Ведь совсем не случайно, что Пугачев рассказывает Гриневу калмыцкую сказку именно «с каким-то диким вдохновением». В контексте этого эпизода слово «дикий» обретает двоякое значение: одержимость, завороженность смыслом сказки для Пугачева и дикость этого смысла для Гринева.

«Вот завидели палую лошадь; спустились и сели, — говорит Пугачев. — Ворон стал клевать да похваливать. Орел клюнул раз, клюнул другой, махнул крылом и сказал ворону: нет, брат ворон; чем триста лет питаться падалью, лучше раз напиться живой кровью, а там что Бог даст!»

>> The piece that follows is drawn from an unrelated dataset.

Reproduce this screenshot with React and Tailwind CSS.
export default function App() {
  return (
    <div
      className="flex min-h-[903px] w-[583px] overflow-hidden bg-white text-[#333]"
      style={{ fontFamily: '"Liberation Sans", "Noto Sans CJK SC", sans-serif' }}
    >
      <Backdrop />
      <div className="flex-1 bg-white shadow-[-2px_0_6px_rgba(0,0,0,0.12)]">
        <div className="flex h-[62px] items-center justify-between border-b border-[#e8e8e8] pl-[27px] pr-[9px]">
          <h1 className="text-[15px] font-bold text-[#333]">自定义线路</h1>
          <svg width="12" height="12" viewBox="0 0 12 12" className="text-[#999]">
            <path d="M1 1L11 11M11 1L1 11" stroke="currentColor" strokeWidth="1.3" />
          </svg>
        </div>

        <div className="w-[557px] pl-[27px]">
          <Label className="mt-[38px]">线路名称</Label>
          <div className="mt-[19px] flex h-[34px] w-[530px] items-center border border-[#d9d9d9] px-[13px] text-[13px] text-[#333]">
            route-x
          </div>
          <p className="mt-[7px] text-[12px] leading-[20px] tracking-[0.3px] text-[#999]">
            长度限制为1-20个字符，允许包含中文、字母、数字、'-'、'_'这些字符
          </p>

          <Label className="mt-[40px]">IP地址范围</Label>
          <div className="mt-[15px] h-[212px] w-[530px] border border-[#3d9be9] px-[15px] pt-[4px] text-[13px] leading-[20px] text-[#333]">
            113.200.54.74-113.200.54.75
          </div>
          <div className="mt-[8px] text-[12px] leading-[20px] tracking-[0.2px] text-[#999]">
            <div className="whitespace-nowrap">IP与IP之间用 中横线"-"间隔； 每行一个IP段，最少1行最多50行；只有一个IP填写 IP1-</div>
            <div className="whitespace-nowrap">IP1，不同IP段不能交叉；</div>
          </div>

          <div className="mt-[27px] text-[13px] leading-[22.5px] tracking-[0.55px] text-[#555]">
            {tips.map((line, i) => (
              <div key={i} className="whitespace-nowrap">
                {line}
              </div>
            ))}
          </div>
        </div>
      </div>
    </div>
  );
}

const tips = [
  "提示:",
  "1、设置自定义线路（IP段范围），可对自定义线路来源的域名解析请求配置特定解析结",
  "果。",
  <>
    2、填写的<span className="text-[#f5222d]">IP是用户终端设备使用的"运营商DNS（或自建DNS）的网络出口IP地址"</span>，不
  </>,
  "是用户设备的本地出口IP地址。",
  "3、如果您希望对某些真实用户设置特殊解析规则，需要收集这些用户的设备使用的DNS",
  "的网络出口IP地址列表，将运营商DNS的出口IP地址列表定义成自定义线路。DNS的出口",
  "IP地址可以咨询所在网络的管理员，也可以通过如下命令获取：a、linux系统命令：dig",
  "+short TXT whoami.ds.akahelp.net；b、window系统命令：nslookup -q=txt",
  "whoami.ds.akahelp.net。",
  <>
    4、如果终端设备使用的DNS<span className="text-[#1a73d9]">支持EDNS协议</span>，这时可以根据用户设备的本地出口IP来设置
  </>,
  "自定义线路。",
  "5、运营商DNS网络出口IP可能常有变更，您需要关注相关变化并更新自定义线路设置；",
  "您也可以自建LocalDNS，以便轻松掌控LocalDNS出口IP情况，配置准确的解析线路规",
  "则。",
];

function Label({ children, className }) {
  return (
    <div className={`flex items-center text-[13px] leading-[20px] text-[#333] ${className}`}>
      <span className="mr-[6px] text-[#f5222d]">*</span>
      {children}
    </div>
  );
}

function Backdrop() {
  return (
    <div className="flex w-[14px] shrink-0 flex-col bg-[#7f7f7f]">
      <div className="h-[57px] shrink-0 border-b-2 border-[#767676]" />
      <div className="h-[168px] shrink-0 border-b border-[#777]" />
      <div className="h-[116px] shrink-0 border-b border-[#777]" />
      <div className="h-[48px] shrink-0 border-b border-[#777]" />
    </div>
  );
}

«Эта притча, есть как бы символ веры Пугачева, тот образ, та интуиция, которая не только выражает его позицию, но и сама служит источником, питающим и направляющим всю динамику «самовыражения» пугачевской авантюры. Эта притча у Пушкина явно подается как некий религиозный символ, и, согласно диалектике последнего, можно сказать, что сам Пугачев — в измерении своего самозванства — оказывается как бы образом этой притчи. «Затейлива, — отзывается о ней Гринев. — Но жить убийством и разбоем значит, по мне, клевать мертвечину».

Вспомним, что в ответ на пугачевское: «Ты видишь, что я не такой еще кровопийца, как говорит обо мне ваша братья», — Гринев «вспомнил взятие Белогорской крепости», т.е. сопоставил собственные впечатления с тем, что говорит о Пугачеве дворянская братия. Меньшим кровопийцей или вовсе не кровопийцей Пугачев Гриневу не показался, о чем Петруша свидетельствует постоянно, называя его «ужасным человеком, извергом, злодеем для всех, кроме одного меня». О чем, кстати, свидетельствует и сам Пушкин, взявший на себя роль издателя записок Гринева и добавивший к ним свое издательское сообщение о судьбе Гринева: «Из семейственных преданий известно, что он был освобожден от заключения в конце 1774 года, по именному повелению; что он присутствовал при казни Пугачева, который узнал его в толпе и кивнул ему головою, которая через минуту, мертвая и окровавленная, показана была народу». Вот так! Только Петруше и кивнул. Остальным — нет. Остальные жаждут справедливого возмездия за преступления, и эта их жажда будет удовлетворена: им показали мертвую и окровавленную голову того, кто умертвил и окровавил бесчисленное количество народу. Пугачев благоволит к Гриневу, и тот ему благодарен за это и даже мечтает «вырвать его из среды злодеев, которыми он предводительствовал, и спасти его голову, пока еще было время», понимая вместе с тем, что такие мечты неосуществимы.